The BBC has pledged a £100m budget to increasing diversity on TV over a three year period from April 2021.
The BBC has set itself a mandatory target - 20% of off-screen talent must come from under-represented groups.
The announcement follows the appointment of June Sarpong as the BBC's director of creative diversity last October, who pledged to ensure 50% of on-air roles will go to women by 2020, with targets of 15% for black, Asian and minority ethnic groups [BAME], 8% for disabled people and 8% for LGBTQ staff.
DR UK has been working with the BBC’s 50:50 equality project through the Media Trust, Reframing Disability in the Media project, which has sought to engage with leading print, broadcast and digital media channels to better reflect the diversity in society.
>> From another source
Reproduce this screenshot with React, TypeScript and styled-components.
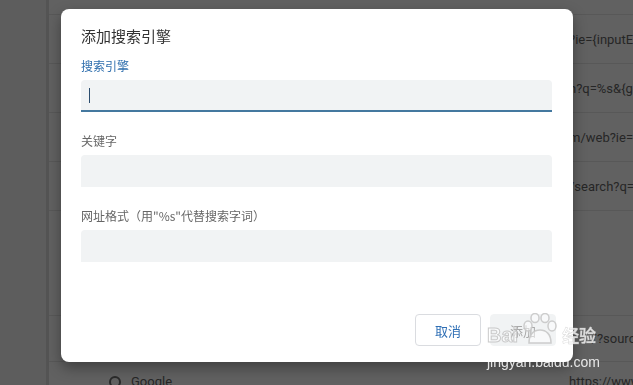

DR UK’s Fazilet Hadi said: “This is a good first step. Disabled people should be visible on primetime as much as through specialist channels such as the BBC’s Ouch! output.
“We want to see proportional representation, akin to that which women, and the BAME and LGBTQ groups have received. The BBC has set more representative targets of 15% for the BAME community, which makes up around 14% of our population, 8% for the LGBTQ community, which makes up nearly 7% of our population, and only 8% for disabled people, which makes up almost 21% of our population. We would call on the BBC to explain why it has put in place such an unambitious figure for disabled people.”